§ **Goal**: Select from the data all lines with the word "components".

§ **Data extract**:
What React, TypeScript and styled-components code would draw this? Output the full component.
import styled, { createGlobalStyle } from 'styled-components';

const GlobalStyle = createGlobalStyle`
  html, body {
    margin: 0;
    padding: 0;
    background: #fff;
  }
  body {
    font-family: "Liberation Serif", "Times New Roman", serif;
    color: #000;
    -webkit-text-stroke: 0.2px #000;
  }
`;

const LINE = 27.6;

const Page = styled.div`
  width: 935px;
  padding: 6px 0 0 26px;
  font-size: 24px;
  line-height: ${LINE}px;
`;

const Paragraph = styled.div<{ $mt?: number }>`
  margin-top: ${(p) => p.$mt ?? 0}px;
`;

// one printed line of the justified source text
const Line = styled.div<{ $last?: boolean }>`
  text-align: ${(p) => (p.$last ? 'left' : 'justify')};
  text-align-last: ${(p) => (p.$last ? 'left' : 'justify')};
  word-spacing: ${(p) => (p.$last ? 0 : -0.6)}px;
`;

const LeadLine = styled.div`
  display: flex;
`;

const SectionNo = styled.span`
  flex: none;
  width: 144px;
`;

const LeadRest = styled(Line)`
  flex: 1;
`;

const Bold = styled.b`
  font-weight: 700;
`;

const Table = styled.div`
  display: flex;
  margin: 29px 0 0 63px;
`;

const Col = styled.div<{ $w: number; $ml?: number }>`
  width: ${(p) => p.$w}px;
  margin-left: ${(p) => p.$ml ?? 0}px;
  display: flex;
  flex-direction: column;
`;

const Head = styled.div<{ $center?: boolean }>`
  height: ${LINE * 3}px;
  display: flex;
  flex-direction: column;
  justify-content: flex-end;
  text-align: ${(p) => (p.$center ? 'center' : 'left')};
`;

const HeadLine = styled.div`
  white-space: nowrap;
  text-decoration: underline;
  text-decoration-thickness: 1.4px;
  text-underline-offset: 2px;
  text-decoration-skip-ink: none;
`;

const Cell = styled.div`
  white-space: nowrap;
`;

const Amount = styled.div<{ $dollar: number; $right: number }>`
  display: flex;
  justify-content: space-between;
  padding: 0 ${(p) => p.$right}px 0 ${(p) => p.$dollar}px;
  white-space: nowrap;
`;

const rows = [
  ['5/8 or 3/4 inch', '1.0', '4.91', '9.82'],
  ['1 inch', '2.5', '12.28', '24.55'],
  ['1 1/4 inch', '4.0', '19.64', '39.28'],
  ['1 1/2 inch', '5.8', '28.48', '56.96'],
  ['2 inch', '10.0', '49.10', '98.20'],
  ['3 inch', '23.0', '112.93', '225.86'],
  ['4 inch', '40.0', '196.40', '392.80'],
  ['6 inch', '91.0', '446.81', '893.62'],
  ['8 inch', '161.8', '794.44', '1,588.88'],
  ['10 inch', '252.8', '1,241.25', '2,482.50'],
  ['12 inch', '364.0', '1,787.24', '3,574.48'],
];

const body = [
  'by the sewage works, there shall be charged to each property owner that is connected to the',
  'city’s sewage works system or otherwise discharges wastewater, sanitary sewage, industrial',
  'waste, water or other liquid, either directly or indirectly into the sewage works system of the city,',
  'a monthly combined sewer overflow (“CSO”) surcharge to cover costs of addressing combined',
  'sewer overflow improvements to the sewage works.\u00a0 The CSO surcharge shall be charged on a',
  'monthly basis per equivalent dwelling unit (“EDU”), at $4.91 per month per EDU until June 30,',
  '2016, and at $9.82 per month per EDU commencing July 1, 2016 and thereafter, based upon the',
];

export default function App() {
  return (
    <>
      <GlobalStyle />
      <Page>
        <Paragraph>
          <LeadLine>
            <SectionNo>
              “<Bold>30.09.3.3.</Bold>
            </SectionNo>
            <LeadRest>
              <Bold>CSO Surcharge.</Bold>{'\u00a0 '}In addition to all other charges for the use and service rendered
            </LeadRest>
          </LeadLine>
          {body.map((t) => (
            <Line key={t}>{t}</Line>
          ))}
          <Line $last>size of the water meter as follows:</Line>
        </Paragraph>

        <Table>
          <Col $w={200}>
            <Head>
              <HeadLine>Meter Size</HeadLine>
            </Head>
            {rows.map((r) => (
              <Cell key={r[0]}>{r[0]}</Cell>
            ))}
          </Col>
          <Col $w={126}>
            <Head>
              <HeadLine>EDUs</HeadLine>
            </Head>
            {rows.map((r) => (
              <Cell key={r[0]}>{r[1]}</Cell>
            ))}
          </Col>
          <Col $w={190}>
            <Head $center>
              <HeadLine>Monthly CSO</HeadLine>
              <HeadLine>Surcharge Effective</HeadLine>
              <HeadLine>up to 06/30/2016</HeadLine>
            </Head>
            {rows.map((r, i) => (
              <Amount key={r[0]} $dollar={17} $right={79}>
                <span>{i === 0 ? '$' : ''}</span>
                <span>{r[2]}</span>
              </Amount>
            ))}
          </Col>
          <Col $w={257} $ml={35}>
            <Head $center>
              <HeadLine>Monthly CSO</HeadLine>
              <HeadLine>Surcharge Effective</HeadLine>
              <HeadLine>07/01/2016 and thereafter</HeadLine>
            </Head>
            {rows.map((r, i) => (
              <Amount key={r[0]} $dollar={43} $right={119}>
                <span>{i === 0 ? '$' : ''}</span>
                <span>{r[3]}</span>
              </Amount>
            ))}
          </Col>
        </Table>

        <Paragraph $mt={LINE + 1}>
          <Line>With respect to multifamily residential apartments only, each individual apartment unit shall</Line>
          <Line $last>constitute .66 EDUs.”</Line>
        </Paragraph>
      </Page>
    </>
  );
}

§ **Solution below**:
What React, TypeScript and styled-components code would draw this? Output the full component.
import styled, { createGlobalStyle } from 'styled-components';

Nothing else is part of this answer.